* begin *
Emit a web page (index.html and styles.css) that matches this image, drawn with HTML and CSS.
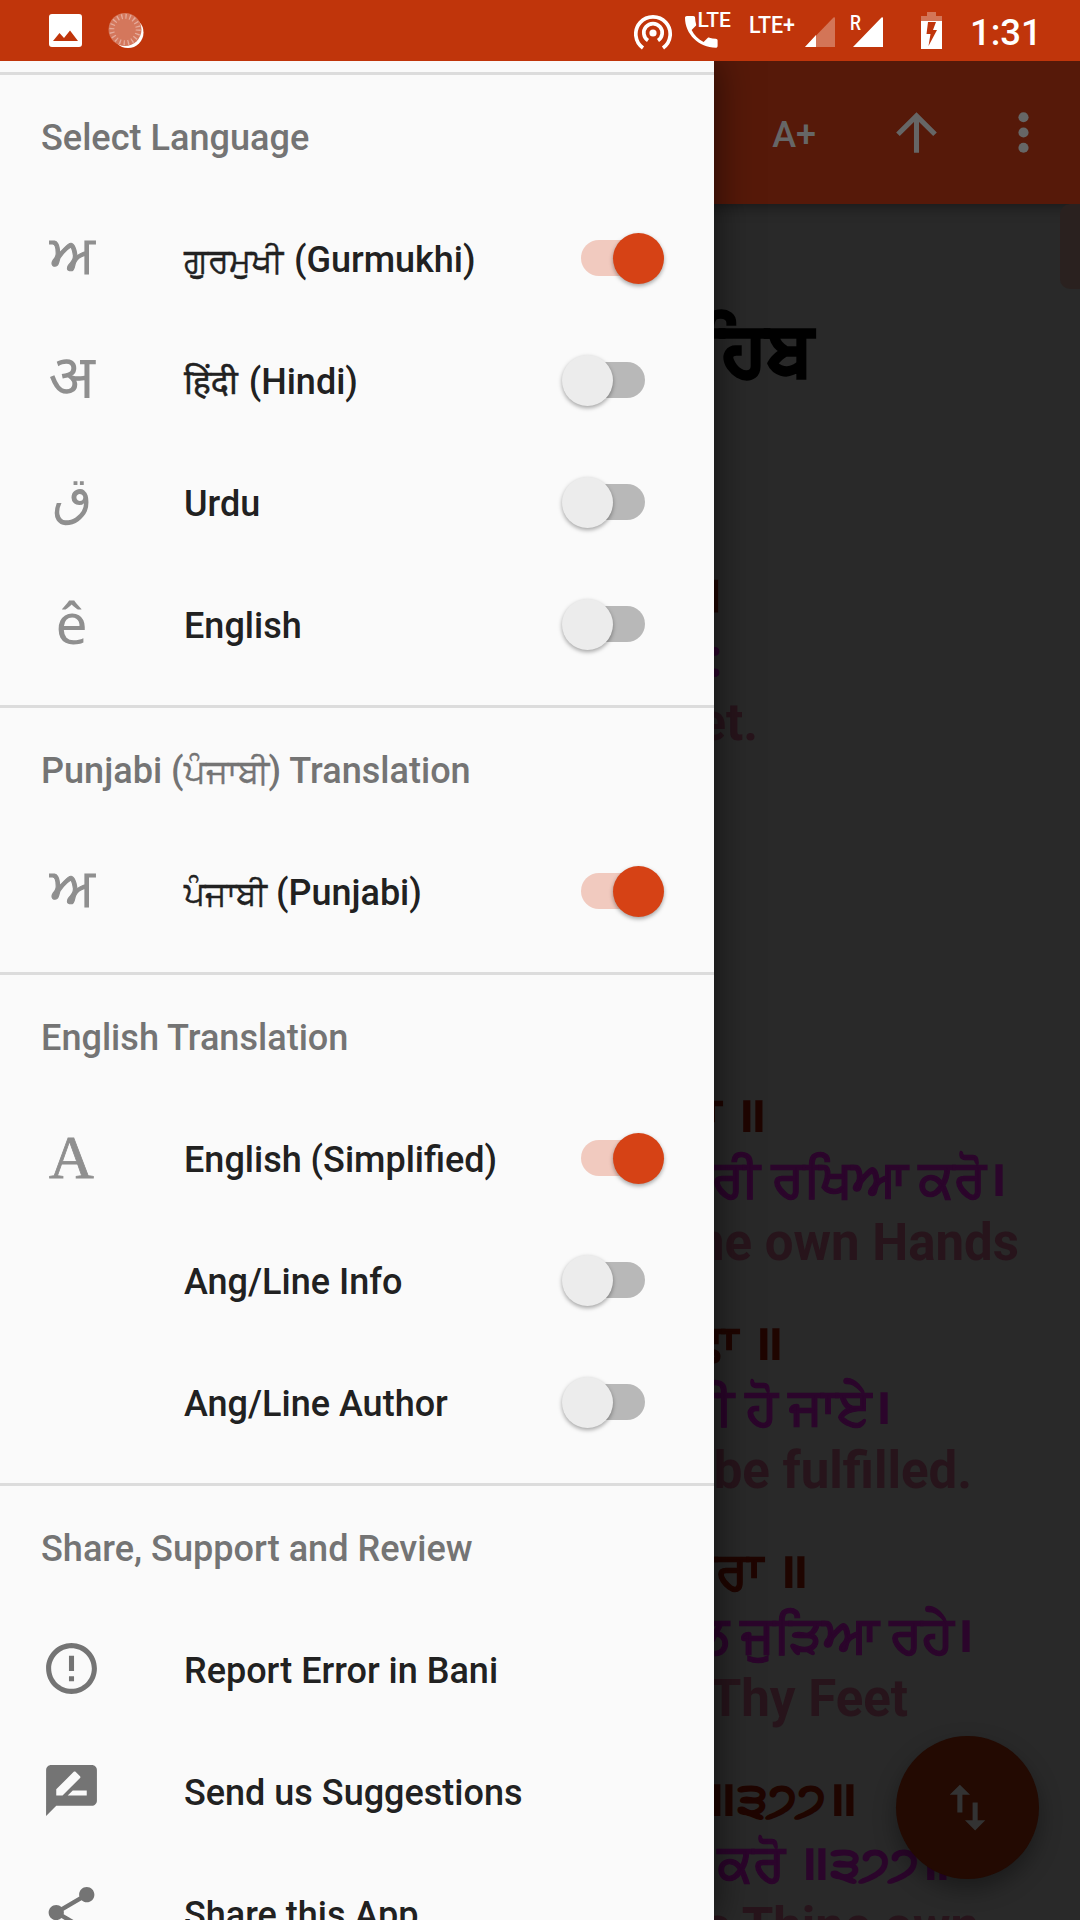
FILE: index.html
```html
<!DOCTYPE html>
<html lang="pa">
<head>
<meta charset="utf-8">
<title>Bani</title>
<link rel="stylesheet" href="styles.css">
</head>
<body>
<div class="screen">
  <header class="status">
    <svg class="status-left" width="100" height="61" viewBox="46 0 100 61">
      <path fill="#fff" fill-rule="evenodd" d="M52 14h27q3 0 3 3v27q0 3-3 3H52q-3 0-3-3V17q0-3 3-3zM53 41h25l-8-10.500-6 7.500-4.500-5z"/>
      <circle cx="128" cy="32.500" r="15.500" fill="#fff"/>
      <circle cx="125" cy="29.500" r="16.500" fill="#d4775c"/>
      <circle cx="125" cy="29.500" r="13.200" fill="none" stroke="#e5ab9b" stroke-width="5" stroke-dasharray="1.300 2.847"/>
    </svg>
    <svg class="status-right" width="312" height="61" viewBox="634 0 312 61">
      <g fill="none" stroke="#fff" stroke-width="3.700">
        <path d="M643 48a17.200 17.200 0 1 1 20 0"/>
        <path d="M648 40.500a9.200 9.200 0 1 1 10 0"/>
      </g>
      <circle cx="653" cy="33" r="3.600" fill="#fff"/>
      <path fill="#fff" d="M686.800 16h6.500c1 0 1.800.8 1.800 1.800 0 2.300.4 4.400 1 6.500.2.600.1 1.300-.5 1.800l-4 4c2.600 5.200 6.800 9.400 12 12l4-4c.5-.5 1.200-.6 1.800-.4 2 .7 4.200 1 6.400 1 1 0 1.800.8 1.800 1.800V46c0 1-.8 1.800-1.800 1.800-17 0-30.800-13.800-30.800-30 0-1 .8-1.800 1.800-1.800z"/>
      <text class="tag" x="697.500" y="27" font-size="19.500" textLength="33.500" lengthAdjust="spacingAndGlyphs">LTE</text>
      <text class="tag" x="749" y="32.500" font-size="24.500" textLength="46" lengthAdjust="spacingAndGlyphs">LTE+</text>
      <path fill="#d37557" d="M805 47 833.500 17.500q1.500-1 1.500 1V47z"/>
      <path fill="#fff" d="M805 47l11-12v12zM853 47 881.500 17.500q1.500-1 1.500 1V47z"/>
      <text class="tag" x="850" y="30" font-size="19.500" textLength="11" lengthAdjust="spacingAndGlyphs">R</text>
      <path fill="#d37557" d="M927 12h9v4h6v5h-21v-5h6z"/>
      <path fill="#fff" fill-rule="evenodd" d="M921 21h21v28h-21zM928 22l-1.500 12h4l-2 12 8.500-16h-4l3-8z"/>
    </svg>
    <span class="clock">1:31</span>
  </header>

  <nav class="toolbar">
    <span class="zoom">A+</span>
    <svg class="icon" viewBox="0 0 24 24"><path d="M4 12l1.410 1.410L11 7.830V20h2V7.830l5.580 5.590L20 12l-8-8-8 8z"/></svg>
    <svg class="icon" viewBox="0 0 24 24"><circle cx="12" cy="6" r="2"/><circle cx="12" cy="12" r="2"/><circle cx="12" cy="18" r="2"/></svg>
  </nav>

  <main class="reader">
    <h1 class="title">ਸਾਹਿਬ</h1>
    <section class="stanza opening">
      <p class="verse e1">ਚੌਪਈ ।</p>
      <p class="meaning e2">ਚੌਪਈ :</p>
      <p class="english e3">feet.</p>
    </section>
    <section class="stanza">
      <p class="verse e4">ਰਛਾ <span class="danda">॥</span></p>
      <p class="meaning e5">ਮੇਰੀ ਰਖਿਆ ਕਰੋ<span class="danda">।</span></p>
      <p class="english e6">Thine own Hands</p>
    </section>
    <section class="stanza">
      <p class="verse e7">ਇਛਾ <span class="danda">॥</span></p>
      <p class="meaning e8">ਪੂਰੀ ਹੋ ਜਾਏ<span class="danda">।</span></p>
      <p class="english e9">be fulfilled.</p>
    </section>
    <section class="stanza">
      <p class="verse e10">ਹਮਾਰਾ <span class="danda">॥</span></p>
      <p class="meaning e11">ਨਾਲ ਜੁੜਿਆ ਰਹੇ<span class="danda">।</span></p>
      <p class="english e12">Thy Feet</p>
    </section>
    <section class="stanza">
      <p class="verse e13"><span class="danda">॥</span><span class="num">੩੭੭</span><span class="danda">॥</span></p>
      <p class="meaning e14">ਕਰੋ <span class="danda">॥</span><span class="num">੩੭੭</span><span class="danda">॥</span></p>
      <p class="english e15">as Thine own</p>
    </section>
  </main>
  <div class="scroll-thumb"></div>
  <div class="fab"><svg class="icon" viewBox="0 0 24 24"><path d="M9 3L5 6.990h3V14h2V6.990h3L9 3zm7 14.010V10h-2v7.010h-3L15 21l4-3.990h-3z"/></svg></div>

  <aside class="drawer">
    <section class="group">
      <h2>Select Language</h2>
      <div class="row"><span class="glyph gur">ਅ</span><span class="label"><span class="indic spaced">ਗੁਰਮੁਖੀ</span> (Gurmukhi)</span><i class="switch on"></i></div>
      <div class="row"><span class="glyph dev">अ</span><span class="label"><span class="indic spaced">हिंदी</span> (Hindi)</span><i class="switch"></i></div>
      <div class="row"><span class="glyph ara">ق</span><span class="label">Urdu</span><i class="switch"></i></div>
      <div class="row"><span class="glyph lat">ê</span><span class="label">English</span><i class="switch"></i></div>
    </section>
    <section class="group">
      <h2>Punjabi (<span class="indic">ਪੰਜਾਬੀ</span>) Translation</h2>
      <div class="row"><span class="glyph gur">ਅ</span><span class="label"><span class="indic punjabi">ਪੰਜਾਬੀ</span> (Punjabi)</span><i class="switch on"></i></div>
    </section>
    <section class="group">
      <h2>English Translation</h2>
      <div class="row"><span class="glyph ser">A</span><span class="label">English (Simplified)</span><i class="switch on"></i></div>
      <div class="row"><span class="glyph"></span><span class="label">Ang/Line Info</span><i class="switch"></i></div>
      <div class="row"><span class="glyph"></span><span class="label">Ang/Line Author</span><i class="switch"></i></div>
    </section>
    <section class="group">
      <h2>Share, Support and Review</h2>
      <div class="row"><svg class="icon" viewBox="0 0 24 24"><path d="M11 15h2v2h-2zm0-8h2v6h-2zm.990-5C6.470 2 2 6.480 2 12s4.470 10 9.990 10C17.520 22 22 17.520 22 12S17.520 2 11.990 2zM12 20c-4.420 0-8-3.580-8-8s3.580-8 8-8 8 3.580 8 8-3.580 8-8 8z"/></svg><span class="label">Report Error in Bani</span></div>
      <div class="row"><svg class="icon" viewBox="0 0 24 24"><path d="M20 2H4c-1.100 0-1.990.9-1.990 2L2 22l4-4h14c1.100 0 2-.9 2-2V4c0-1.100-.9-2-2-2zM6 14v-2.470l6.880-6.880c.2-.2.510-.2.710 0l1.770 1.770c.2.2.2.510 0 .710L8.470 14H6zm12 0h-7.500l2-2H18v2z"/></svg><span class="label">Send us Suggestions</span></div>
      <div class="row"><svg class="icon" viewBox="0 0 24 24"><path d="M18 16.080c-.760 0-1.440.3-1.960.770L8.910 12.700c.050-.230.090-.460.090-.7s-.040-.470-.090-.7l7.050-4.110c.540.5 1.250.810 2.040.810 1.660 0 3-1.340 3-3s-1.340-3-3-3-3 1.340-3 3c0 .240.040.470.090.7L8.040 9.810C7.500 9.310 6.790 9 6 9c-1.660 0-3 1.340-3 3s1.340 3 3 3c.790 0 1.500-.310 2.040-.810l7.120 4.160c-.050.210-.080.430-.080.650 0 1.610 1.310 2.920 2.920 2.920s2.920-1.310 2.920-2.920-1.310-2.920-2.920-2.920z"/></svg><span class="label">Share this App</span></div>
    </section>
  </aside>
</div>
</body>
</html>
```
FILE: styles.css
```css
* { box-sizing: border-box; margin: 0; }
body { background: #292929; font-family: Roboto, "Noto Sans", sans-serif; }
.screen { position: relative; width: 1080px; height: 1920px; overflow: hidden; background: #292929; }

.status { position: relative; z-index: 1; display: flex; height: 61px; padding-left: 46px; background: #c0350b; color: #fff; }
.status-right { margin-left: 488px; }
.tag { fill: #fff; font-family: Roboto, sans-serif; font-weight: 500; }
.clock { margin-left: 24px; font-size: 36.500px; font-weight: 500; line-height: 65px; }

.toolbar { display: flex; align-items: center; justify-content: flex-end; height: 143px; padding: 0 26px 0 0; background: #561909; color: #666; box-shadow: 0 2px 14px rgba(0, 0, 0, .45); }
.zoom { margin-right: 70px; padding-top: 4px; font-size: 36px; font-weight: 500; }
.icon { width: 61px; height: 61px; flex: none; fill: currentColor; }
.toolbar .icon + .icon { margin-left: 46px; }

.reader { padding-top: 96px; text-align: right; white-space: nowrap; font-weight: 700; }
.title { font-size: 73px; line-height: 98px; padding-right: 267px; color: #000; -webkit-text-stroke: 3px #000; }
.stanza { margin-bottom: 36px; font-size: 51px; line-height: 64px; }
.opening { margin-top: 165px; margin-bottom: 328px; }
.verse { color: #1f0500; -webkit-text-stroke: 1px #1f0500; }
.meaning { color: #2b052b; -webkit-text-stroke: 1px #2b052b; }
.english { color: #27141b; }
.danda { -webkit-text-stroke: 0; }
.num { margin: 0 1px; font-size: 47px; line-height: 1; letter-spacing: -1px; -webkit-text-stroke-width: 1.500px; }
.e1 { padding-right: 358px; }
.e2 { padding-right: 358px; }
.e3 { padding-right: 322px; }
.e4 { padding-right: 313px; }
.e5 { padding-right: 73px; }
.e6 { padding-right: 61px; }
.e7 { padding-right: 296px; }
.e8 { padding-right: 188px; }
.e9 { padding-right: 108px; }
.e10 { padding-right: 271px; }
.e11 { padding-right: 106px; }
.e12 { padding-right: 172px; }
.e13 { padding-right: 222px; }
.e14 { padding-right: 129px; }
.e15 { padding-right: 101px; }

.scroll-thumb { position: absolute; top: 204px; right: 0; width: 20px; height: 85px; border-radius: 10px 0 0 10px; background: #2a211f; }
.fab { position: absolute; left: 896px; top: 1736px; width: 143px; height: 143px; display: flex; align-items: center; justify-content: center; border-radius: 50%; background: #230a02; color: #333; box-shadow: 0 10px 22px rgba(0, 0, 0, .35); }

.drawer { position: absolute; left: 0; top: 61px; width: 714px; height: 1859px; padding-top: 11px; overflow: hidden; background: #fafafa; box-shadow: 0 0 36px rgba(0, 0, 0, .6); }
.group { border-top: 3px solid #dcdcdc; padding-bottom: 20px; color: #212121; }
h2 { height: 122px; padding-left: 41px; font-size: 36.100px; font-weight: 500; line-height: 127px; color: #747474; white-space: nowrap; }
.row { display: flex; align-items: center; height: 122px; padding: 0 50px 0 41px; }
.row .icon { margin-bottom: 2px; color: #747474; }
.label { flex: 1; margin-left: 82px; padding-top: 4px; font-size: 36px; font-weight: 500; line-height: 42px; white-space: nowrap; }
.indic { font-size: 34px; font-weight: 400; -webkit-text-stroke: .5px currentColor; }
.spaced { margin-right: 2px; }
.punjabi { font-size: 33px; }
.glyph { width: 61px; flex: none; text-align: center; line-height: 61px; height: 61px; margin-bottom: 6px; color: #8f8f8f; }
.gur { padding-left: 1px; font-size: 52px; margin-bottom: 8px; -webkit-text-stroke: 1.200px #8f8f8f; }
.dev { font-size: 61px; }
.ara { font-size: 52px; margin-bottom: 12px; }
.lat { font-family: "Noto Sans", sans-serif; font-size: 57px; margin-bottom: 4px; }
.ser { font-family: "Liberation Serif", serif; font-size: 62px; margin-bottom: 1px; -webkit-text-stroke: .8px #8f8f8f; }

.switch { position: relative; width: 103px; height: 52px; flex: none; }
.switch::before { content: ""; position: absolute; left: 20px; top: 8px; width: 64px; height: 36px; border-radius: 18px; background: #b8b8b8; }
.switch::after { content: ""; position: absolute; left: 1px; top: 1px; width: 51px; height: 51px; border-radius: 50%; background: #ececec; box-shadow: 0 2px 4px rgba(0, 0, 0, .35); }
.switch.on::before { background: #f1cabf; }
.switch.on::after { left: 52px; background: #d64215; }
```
* end *
EXERCISE BRIEF = Copy each line above that contains the string "styles".

IN RESPONSE =
Emit a web page (index.html and styles.css) that matches this image, drawn with HTML and CSS.
<link rel="stylesheet" href="styles.css">
FILE: styles.css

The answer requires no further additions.